● **What the exercise asks**:
With the pictures omitted, write out the entries that follow exactly as they stand.

● **Data**:
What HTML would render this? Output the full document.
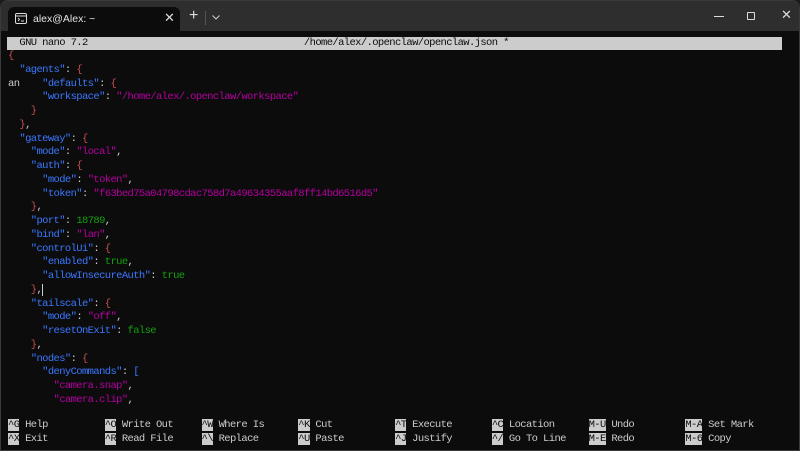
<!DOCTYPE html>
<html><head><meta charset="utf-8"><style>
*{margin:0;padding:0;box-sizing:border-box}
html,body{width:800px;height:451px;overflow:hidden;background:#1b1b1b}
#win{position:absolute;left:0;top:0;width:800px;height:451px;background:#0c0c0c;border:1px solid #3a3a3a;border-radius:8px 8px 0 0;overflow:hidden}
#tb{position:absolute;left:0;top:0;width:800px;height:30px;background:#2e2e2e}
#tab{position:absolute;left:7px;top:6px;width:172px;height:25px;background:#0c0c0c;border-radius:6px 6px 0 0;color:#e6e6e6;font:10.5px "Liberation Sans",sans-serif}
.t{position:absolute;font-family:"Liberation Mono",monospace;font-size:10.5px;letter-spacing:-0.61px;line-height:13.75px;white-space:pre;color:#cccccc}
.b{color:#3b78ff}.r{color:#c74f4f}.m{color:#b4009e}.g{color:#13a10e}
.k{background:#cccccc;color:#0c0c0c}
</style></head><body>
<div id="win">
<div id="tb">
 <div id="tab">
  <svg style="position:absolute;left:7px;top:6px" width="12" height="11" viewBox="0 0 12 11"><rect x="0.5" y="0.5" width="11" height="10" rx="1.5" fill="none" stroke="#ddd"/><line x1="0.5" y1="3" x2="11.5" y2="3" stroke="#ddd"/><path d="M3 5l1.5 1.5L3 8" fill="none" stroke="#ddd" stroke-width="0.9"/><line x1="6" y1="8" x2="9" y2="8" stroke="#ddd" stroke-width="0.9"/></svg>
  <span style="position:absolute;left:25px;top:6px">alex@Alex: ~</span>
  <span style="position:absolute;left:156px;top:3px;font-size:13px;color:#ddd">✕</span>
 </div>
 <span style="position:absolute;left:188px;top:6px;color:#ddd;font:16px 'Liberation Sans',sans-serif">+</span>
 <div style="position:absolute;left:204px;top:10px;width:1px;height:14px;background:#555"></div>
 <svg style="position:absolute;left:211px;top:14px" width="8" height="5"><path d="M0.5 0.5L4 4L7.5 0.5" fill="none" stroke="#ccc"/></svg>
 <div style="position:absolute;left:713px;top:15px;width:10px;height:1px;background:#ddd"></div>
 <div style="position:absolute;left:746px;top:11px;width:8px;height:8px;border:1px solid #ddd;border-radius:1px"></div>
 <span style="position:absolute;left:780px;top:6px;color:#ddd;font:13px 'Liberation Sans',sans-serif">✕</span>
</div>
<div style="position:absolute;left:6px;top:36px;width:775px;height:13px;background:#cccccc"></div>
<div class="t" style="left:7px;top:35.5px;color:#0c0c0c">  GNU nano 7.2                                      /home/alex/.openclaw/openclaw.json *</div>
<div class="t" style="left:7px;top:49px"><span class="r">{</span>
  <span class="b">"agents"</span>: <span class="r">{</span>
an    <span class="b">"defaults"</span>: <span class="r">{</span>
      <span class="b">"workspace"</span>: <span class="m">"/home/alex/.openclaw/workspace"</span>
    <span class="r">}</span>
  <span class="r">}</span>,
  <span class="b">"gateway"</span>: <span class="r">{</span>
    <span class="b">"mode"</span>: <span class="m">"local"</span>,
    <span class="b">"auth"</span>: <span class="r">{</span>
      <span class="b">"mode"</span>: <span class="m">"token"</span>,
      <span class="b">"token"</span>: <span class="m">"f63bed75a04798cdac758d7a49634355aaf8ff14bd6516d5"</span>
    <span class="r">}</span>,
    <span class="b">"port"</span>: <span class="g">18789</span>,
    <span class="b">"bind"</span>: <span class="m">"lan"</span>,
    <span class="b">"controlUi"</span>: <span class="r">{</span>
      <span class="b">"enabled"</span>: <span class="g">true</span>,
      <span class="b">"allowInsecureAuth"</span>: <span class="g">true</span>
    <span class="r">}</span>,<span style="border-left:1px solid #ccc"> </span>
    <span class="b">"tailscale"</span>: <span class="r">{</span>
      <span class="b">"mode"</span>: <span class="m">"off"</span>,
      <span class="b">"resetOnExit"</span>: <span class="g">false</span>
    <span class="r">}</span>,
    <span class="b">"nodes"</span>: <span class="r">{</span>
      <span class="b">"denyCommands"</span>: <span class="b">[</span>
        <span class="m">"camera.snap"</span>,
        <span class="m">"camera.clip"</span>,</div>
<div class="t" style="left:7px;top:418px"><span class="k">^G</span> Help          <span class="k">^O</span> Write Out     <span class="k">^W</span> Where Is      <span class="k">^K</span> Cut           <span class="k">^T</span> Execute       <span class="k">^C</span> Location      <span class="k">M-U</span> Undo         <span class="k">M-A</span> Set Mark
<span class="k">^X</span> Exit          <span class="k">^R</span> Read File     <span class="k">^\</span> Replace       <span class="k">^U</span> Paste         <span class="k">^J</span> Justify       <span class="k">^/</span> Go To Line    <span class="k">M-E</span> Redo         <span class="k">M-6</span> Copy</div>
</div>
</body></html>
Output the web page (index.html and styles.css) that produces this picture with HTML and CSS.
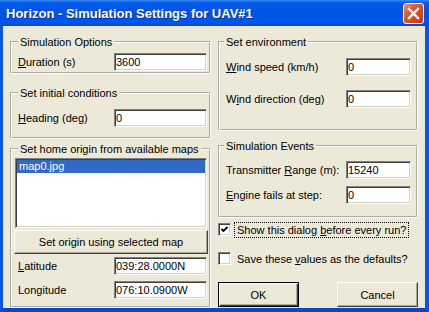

● **Written answer**:
What HTML would render this? Output the full document.
<!DOCTYPE html>
<html><head><meta charset="utf-8"><style>
*{margin:0;padding:0;box-sizing:border-box}
html,body{width:800px;height:451px;overflow:hidden;background:#1b1b1b}
#win{position:absolute;left:0;top:0;width:800px;height:451px;background:#0c0c0c;border:1px solid #3a3a3a;border-radius:8px 8px 0 0;overflow:hidden}
#tb{position:absolute;left:0;top:0;width:800px;height:30px;background:#2e2e2e}
#tab{position:absolute;left:7px;top:6px;width:172px;height:25px;background:#0c0c0c;border-radius:6px 6px 0 0;color:#e6e6e6;font:10.5px "Liberation Sans",sans-serif}
.t{position:absolute;font-family:"Liberation Mono",monospace;font-size:10.5px;letter-spacing:-0.61px;line-height:13.75px;white-space:pre;color:#cccccc}
.b{color:#3b78ff}.r{color:#c74f4f}.m{color:#b4009e}.g{color:#13a10e}
.k{background:#cccccc;color:#0c0c0c}
</style></head><body>
<div id="win">
<div id="tb">
 <div id="tab">
  <svg style="position:absolute;left:7px;top:6px" width="12" height="11" viewBox="0 0 12 11"><rect x="0.5" y="0.5" width="11" height="10" rx="1.5" fill="none" stroke="#ddd"/><line x1="0.5" y1="3" x2="11.5" y2="3" stroke="#ddd"/><path d="M3 5l1.5 1.5L3 8" fill="none" stroke="#ddd" stroke-width="0.9"/><line x1="6" y1="8" x2="9" y2="8" stroke="#ddd" stroke-width="0.9"/></svg>
  <span style="position:absolute;left:25px;top:6px">alex@Alex: ~</span>
  <span style="position:absolute;left:156px;top:3px;font-size:13px;color:#ddd">✕</span>
 </div>
 <span style="position:absolute;left:188px;top:6px;color:#ddd;font:16px 'Liberation Sans',sans-serif">+</span>
 <div style="position:absolute;left:204px;top:10px;width:1px;height:14px;background:#555"></div>
 <svg style="position:absolute;left:211px;top:14px" width="8" height="5"><path d="M0.5 0.5L4 4L7.5 0.5" fill="none" stroke="#ccc"/></svg>
 <div style="position:absolute;left:713px;top:15px;width:10px;height:1px;background:#ddd"></div>
 <div style="position:absolute;left:746px;top:11px;width:8px;height:8px;border:1px solid #ddd;border-radius:1px"></div>
 <span style="position:absolute;left:780px;top:6px;color:#ddd;font:13px 'Liberation Sans',sans-serif">✕</span>
</div>
<div style="position:absolute;left:6px;top:36px;width:775px;height:13px;background:#cccccc"></div>
<div class="t" style="left:7px;top:35.5px;color:#0c0c0c">  GNU nano 7.2                                      /home/alex/.openclaw/openclaw.json *</div>
<div class="t" style="left:7px;top:49px"><span class="r">{</span>
  <span class="b">"agents"</span>: <span class="r">{</span>
an    <span class="b">"defaults"</span>: <span class="r">{</span>
      <span class="b">"workspace"</span>: <span class="m">"/home/alex/.openclaw/workspace"</span>
    <span class="r">}</span>
  <span class="r">}</span>,
  <span class="b">"gateway"</span>: <span class="r">{</span>
    <span class="b">"mode"</span>: <span class="m">"local"</span>,
    <span class="b">"auth"</span>: <span class="r">{</span>
      <span class="b">"mode"</span>: <span class="m">"token"</span>,
      <span class="b">"token"</span>: <span class="m">"f63bed75a04798cdac758d7a49634355aaf8ff14bd6516d5"</span>
    <span class="r">}</span>,
    <span class="b">"port"</span>: <span class="g">18789</span>,
    <span class="b">"bind"</span>: <span class="m">"lan"</span>,
    <span class="b">"controlUi"</span>: <span class="r">{</span>
      <span class="b">"enabled"</span>: <span class="g">true</span>,
      <span class="b">"allowInsecureAuth"</span>: <span class="g">true</span>
    <span class="r">}</span>,<span style="border-left:1px solid #ccc"> </span>
    <span class="b">"tailscale"</span>: <span class="r">{</span>
      <span class="b">"mode"</span>: <span class="m">"off"</span>,
      <span class="b">"resetOnExit"</span>: <span class="g">false</span>
    <span class="r">}</span>,
    <span class="b">"nodes"</span>: <span class="r">{</span>
      <span class="b">"denyCommands"</span>: <span class="b">[</span>
        <span class="m">"camera.snap"</span>,
        <span class="m">"camera.clip"</span>,</div>
<div class="t" style="left:7px;top:418px"><span class="k">^G</span> Help          <span class="k">^O</span> Write Out     <span class="k">^W</span> Where Is      <span class="k">^K</span> Cut           <span class="k">^T</span> Execute       <span class="k">^C</span> Location      <span class="k">M-U</span> Undo         <span class="k">M-A</span> Set Mark
<span class="k">^X</span> Exit          <span class="k">^R</span> Read File     <span class="k">^\</span> Replace       <span class="k">^U</span> Paste         <span class="k">^J</span> Justify       <span class="k">^/</span> Go To Line    <span class="k">M-E</span> Redo         <span class="k">M-6</span> Copy</div>
</div>
</body></html>
Output the web page (index.html and styles.css) that produces this picture with HTML and CSS.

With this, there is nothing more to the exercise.